Greats together pt anant lal and pt debu choudhury raag bhairavi


Anant Lal (1927 – 3 March 2011), often referred to by the title Pandit, was an Indian classical musician and teacher who played the shehnai.

Contents

Early life and background

Lal was born in Varanasi (or Benares), in the northern Indian province of Uttar Pradesh, in 1927. The oboe-like shehnai had been a musical instrument played in his family for over 200 years, and he initially received tuition from his father, Pandit Mithai Lal, as well as his uncles, from the age of nine. Later, Lal became a student of thumri vocal teacher Pandit Mahadev Prasad Mishra of Varanasi. In addition to the shehnai, Lal played bamboo flute, known as the bansuri. Following the example of master musician Bismillah Khan, he dedicated his musical career to furthering the role of the shehnai in Hindustani classical music, since the instrument had traditionally been reserved for religious ceremonies.

Career

Lal established himself as a staff artist for All India Radio, with whom he served until 1987. Among his works as a performer and recording artist in India, he played with sitar virtuosos Ravi Shankar and Debu Chaudhuri. In 1974, Shankar chose Lal to join his Music Festival from India revue, which was the largest Indian orchestra to perform in Europe up to that time. In addition to recording a studio album in England with Shankar's ensemble, released on George Harrison's Dark Horse Records in 1976, Lal toured Europe with the Music Festival. His fellow performers included leading figures of Indian classical music – among them, Alla Rakha, Lakshmi Shankar, Shivkumar Sharma, Hariprasad Chaurasia, Sultan Khan and L. Subramaniam. As on the Music Festival from India album, Lal's featured spot as a soloist was on the piece "Kajri"; the debut performance, filmed at London's Royal Albert Hall on 23 September 1974, was released on DVD in 2010, as part of the four-disc box set Ravi Shankar–George Harrison, Collaborations.

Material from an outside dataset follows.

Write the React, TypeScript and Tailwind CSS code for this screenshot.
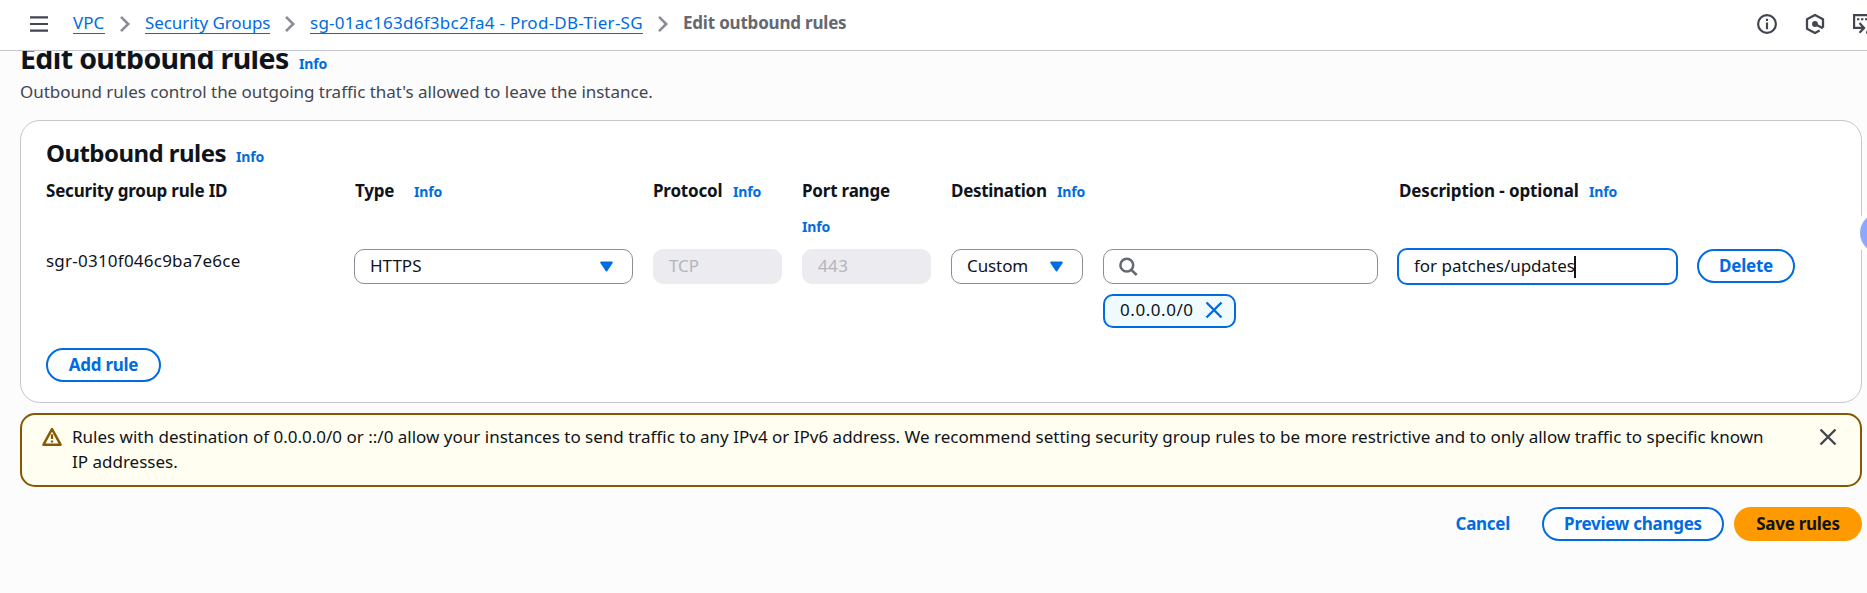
import type { ReactNode } from 'react';

function Info({ className = '' }: { className?: string }) {
  return (
    <a className={`text-[14px] leading-[25px] font-bold tracking-[-0.15px] text-[#006ce0] ${className}`} href="#info">
      Info
    </a>
  );
}

function Chevron({ className = '' }: { className?: string }) {
  return (
    <svg className={`h-[20px] w-[14px] shrink-0 ${className}`} viewBox="0 0 14 20" fill="none" stroke="#8c8c94" strokeWidth="2.6">
      <path d="M3 2.8 10.2 10 3 17.2" />
    </svg>
  );
}

function Caret() {
  return (
    <svg className="h-[11px] w-[13px] shrink-0" viewBox="0 0 13 11" fill="#006ce0" stroke="#006ce0" strokeWidth="2" strokeLinejoin="round">
      <path d="M1.2 1.5h10.6L6.5 9.5z" />
    </svg>
  );
}

function Cross({ className = '' }: { className?: string }) {
  return (
    <svg className={`h-[18px] w-[18px] shrink-0 ${className}`} viewBox="0 0 18 18" fill="none" stroke="currentColor" strokeWidth="2.4">
      <path d="M1.5 1.5 16.5 16.5M16.5 1.5 1.5 16.5" />
    </svg>
  );
}

function Label({ children, className = '' }: { children: ReactNode; className?: string }) {
  return <span className={`text-[17px] leading-[25px] font-bold tracking-[-0.2px] whitespace-nowrap ${className}`}>{children}</span>;
}

function Button({ children, className = '' }: { children: ReactNode; className?: string }) {
  return (
    <button
      className={`flex h-[34px] items-center justify-center rounded-full border-2 border-[#006ce0] bg-white pb-[2px] text-[17px] leading-[25px] font-bold tracking-[-0.26px] whitespace-nowrap text-[#006ce0] ${className}`}
    >
      {children}
    </button>
  );
}

export default function App() {
  return (
    <div className="h-[593px] w-full overflow-hidden bg-[#fcfcfd] font-['Noto_Sans',sans-serif] text-[17px] leading-[25px] text-[#0f141a]">
      <header className="flex h-[51px] items-start overflow-hidden border-b border-[#c6c6cd] bg-white">
        <svg className="mt-[14px] ml-[29px] h-[20px] w-[20px] shrink-0" viewBox="0 0 20 20" stroke="#424650" strokeWidth="2.2">
          <path d="M1 3.4h18M1 10h18M1 16.6h18" />
        </svg>
        <nav className="mt-[10px] ml-[24px] flex items-start leading-[26px] whitespace-nowrap text-[#006ce0]">
          <a className="h-[24px] w-[32px] border-b border-[#006ce0]" href="#vpc">VPC</a>
          <Chevron className="mt-[4px] ml-[13px]" />
          <a className="ml-[13px] h-[24px] w-[125px] border-b border-[#006ce0] tracking-[-0.09px]" href="#groups">Security Groups</a>
          <Chevron className="mt-[4px] ml-[13px]" />
          <a className="ml-[13px] h-[24px] w-[333px] border-b border-[#006ce0] tracking-[0.26px]" href="#group">sg-01ac163d6f3bc2fa4 - Prod-DB-Tier-SG</a>
          <Chevron className="mt-[4px] ml-[13px]" />
          <span className="ml-[13px] font-bold tracking-[-0.2px] text-[#656871]">Edit outbound rules</span>
        </nav>
        <div className="mt-[13px] -mr-[9px] ml-auto flex shrink-0 items-center">
          <svg className="h-[22px] w-[22px]" viewBox="0 0 22 22" fill="none" stroke="#424650" strokeWidth="2.2">
            <circle cx="11" cy="11" r="8.9" />
            <path d="M11 5.8v2.2M11 9.6v6.6" />
          </svg>
          <svg className="ml-[26px] h-[22px] w-[22px]" viewBox="0 0 22 22" fill="none" stroke="#424650" strokeWidth="2.3" strokeLinejoin="round">
            <path d="M19 14.8V6.2L11 2 3 6.2v9.6L11 20l4.6-2.5" />
            <path d="M11 11l7.8 4.2" />
            <circle cx="11" cy="11" r="1.8" fill="#424650" />
          </svg>
          <svg className="ml-[26px] h-[22px] w-[24px]" viewBox="0 0 24 22" fill="none" stroke="#424650" strokeWidth="2.2">
            <path d="M22 10V2.1H2.1v12.8h8.5M7.5 10l4.6 4.9-4.6 4.9" />
            <path d="M5 6.2h14" strokeDasharray="2.4 1.6" strokeWidth="2" />
            <path d="M14 19.3h8" />
          </svg>
        </div>
      </header>

      <main className="h-[542px] overflow-hidden pr-[5px] pl-[20px]">
        <div className="-mt-[12px] flex items-baseline">
          <h1 className="w-[269px] text-[28.5px] leading-[38px] font-bold tracking-[-0.62px] whitespace-nowrap">Edit outbound rules</h1>
          <Info className="ml-[10px]" />
        </div>
        <p className="mt-[2px] tracking-[-0.02px] text-[#424650]">
          Outbound rules control the outgoing traffic that's allowed to leave the instance.
        </p>

        <section className="mt-[16px] h-[283px] rounded-[20px] border border-[#c6c6cd] bg-white pt-[17px] pl-[25px]">
          <div className="flex h-[30px] items-baseline">
            <h2 className="w-[180px] text-[24px] leading-[30px] font-bold tracking-[-0.55px] whitespace-nowrap">Outbound rules</h2>
            <Info className="ml-[10px]" />
          </div>

          <div className="mt-[10px] grid h-[71px] grid-cols-[308px_299px_149px_149px_152px_294px_300px] items-start">
            <Label>Security group rule ID</Label>
            <div className="flex items-baseline">
              <Label className="w-[40px] pl-px">Type</Label>
              <Info className="ml-[20px]" />
            </div>
            <div className="flex items-baseline">
              <Label className="w-[70px]">Protocol</Label>
              <Info className="ml-[10px]" />
            </div>
            <div className="flex flex-col items-start">
              <Label>Port range</Label>
              <Info className="mt-[11px]" />
            </div>
            <div className="col-span-2 flex items-baseline">
              <Label className="w-[96px] tracking-[-0.3px]">Destination</Label>
              <Info className="ml-[10px]" />
            </div>
            <div className="flex items-baseline pl-[2px]">
              <Label className="w-[180px] tracking-[-0.13px]">Description - optional</Label>
              <Info className="ml-[10px]" />
            </div>
          </div>

          <div className="grid h-[79px] grid-cols-[308px_299px_149px_149px_152px_294px_300px_98px] items-start">
            <span className="-mt-px tracking-[0.23px]">sgr-0310f046c9ba7e6ce</span>
            <div className="flex h-[35px] w-[279px] items-center justify-between rounded-[10px] border border-[#8c8c94] pr-[19px] pl-[15px]">
              <span className="-mt-[2px]">HTTPS</span>
              <Caret />
            </div>
            <div className="flex h-[35px] w-[129px] items-center rounded-[10px] bg-[#ebebf0] pb-[2px] pl-[16px] text-[#b4b4bb]">TCP</div>
            <div className="flex h-[35px] w-[129px] items-center rounded-[10px] bg-[#ebebf0] pb-[2px] pl-[16px] tracking-[0.4px] text-[#b4b4bb]">443</div>
            <div className="flex h-[35px] w-[132px] items-center justify-between rounded-[10px] border border-[#8c8c94] pr-[19px] pl-[15px]">
              <span className="-mt-[2px] tracking-[-0.1px]">Custom</span>
              <Caret />
            </div>
            <div>
              <div className="flex h-[35px] w-[275px] items-center rounded-[10px] border border-[#8c8c94] pl-[14px]">
                <svg className="h-[20px] w-[20px]" viewBox="0 0 20 20" fill="none" stroke="#656871" strokeWidth="2.5">
                  <circle cx="8.8" cy="8.2" r="6.4" />
                  <path d="M13.3 12.8l5.4 5.2" />
                </svg>
              </div>
              <div className="mt-[10px] flex h-[34px] w-[133px] items-center rounded-[10px] border-2 border-[#006ce0] bg-[#f0fbff] pl-[15px]">
                <span className="-mt-[3px] w-[73px] tracking-[0.55px]">0.0.0.0/0</span>
                <Cross className="-mt-[3px] ml-[12px] text-[#006ce0]" />
              </div>
            </div>
            <div className="-mt-px flex h-[37px] w-[281px] items-center rounded-[10px] border-2 border-[#006ce0] bg-white pl-[15px]">
              <span className="-mt-[2px] w-[160px] tracking-[-0.02px] whitespace-nowrap">for patches/updates</span>
              <span className="h-[22px] w-[2px] shrink-0 bg-[#0f141a]" />
            </div>
            <Button className="w-[98px]">Delete</Button>
          </div>

          <Button className="mt-[20px] w-[115px]">Add rule</Button>
        </section>

        <section className="mt-[10px] flex h-[74px] items-start rounded-[15px] border-2 border-[#855900] bg-[#fffef0] pt-[9px] pl-[20px]">
          <svg className="mt-[3px] h-[20px] w-[20px] shrink-0" viewBox="0 0 20 20" fill="none" stroke="#855900" strokeWidth="2.5" strokeLinejoin="round">
            <path d="M10 2 18.5 17.7h-17z" />
            <path d="M10 7.2v4.8M10 13.4v2.2" strokeWidth="2.3" />
          </svg>
          <p className="ml-[10px] w-[1703px] shrink-0">
            Rules with destination of 0.0.0.0/0 or ::/0 allow your instances to send traffic to any IPv4 or IPv6 address. We recommend setting
            security group rules to be more restrictive and to only allow traffic to specific known IP addresses.
          </p>
          <Cross className="mt-[4px] ml-[44px] text-[#424650]" />
        </section>

        <footer className="mt-[20px] flex items-center justify-end">
          <a className="mr-[32px] pb-[2px] font-bold tracking-[-0.28px] text-[#006ce0]" href="#cancel">Cancel</a>
          <Button className="w-[182px]">Preview changes</Button>
          <button className="ml-[10px] flex h-[34px] w-[128px] items-center justify-center rounded-full bg-[#ff9900] pb-[2px] font-bold tracking-[-0.28px]">
            Save rules
          </button>
        </footer>
      </main>

      <div className="fixed top-[208px] -right-[38px] h-[50px] w-[50px] rounded-full bg-white p-[5px]">
        <div className="h-full w-full rounded-full bg-[#8fa8ff]" />
      </div>
    </div>
  );
}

Lal's own recordings include Splendour in Shehnai, issued in 1990 on the T-Series record label. Also a teacher, in the Benares gharana tradition, his students included modern shehnai players Shanjeev Shankar and Daya Shankar (Lal's son). His grandson, Anand Shankar, also trained under Lal, before dedicating himself to the tabla.

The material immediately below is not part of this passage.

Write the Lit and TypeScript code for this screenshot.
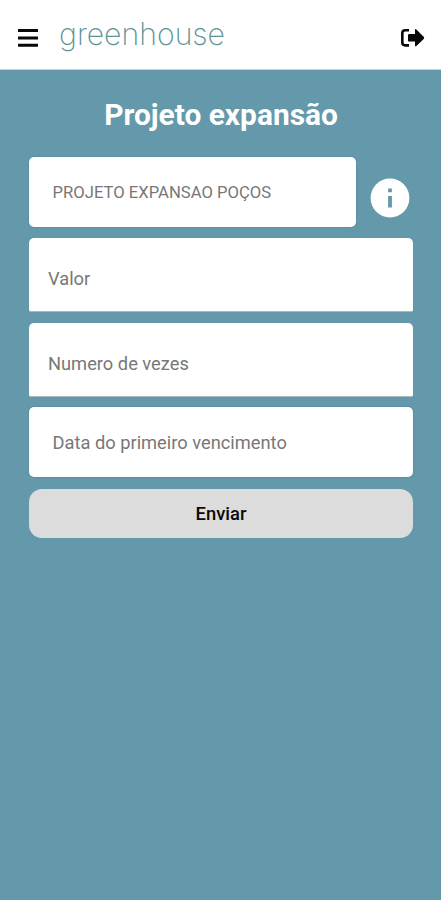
import { LitElement, html, css } from "lit";
import { customElement } from "lit/decorators.js";

@customElement("app-root")
export class AppRoot extends LitElement {
  static styles = css`
    :host {
      display: flex;
      flex-direction: column;
      height: 900px;
      background: #6499ab;
      font-family: Roboto, "Liberation Sans", sans-serif;
    }
    * {
      box-sizing: border-box;
    }
    header {
      display: flex;
      align-items: center;
      height: 70px;
      flex: none;
      padding: 6px 16px 0 18px;
      background: #fff;
      border-bottom: 1px solid #c5d5da;
    }
    svg {
      display: block;
      flex: none;
    }
    .logo {
      margin-left: 20px;
      margin-right: auto;
    }
    .logo text {
      font-family: Inter, sans-serif;
      font-weight: 200;
      font-size: 30.5px;
      fill: #5f9494;
    }
    main {
      display: flex;
      flex-direction: column;
      padding: 27px 28px 0 29px;
    }
    h1 {
      margin: 0 0 25px;
      height: 35px;
      line-height: 35px;
      font-size: 29.9px;
      font-weight: 700;
      text-align: center;
      color: #fff;
    }
    .row {
      display: flex;
      margin-bottom: 11px;
    }
    .field {
      display: flex;
      align-items: center;
      background: #fff;
      border-radius: 5px;
      color: #777;
      font-size: 18.3px;
      white-space: nowrap;
    }
    .plain {
      height: 70px;
      padding: 0 23.5px;
      box-shadow: 0 0 2px rgba(40, 90, 110, 0.45);
    }
    .project {
      width: 326.5px;
      font-size: 16.65px;
    }
    .info {
      margin: 21px 0 0 14.5px;
    }
    .lined {
      height: 74px;
      padding: 8px 19px 0;
      margin-bottom: 11px;
      border-bottom: 1.5px solid #a9b9bf;
      border-radius: 5px 5px 2px 2px;
    }
    .date {
      margin: -1px 0 12px;
      padding-top: 1px;
    }
    button {
      height: 48.5px;
      border: 0;
      border-radius: 13px;
      background: #dcdcdc;
      color: #0a0a0a;
      font: 500 18.4px Roboto, sans-serif;
      padding: 0;
    }
  `;

  render() {
    return html`
      <header>
        <svg width="21" height="20" viewBox="0 0 21 20">
          <path d="M0 2.5h20M0 10h20M0 17.3h20" stroke="#080808" stroke-width="3.1" />
        </svg>
        <svg class="logo" width="170" height="50" viewBox="0 0 170 50">
          <text x="0" y="32" textLength="166" lengthAdjust="spacingAndGlyphs">greenhouse</text>
        </svg>
        <svg width="25" height="20" viewBox="0 0 25 20">
          <path d="M9 2.2H5.2Q2.3 2.2 2.3 5v9.6q0 2.8 2.9 2.8H9" fill="none" stroke="#080808" stroke-width="2.6" />
          <path d="M8 7.2q0-1.2 1.2-1.2H15V2.1q0-1.8 1.4-.6l7.3 7.2q1 1.1 0 2.2l-7.3 7.2q-1.4 1.2-1.4-.6v-3.9H9.2Q8 13.6 8 12.4z" fill="#080808" />
        </svg>
      </header>
      <main>
        <h1>Projeto expansão</h1>
        <div class="row">
          <div class="field plain project">PROJETO EXPANSAO POÇOS</div>
          <svg class="info" width="40" height="40" viewBox="0 0 40 40">
            <circle cx="20" cy="20" r="19.4" fill="#fff" />
            <path d="M18.1 10.6h3.8v3.7h-3.8zM18.1 18h3.8v11.6h-3.8z" fill="#6499ab" />
          </svg>
        </div>
        <div class="field lined">Valor</div>
        <div class="field lined">Numero de vezes</div>
        <div class="field plain date">Data do primeiro vencimento</div>
        <button>Enviar</button>
      </main>
    `;
  }
}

In 1984, Lal received the Uttar Pradesh Sangeet Natak Akademi Award. Five years later, he was honoured with a national Sangeet Natak Akademi Award, the highest recognition afforded artists in India.

Lal died on 3 March 2011, aged 84, from a heart attack. Along with Daya Shankar, his musician sons include shehnai player Ashok Kumar and flautist Vijay Kumar.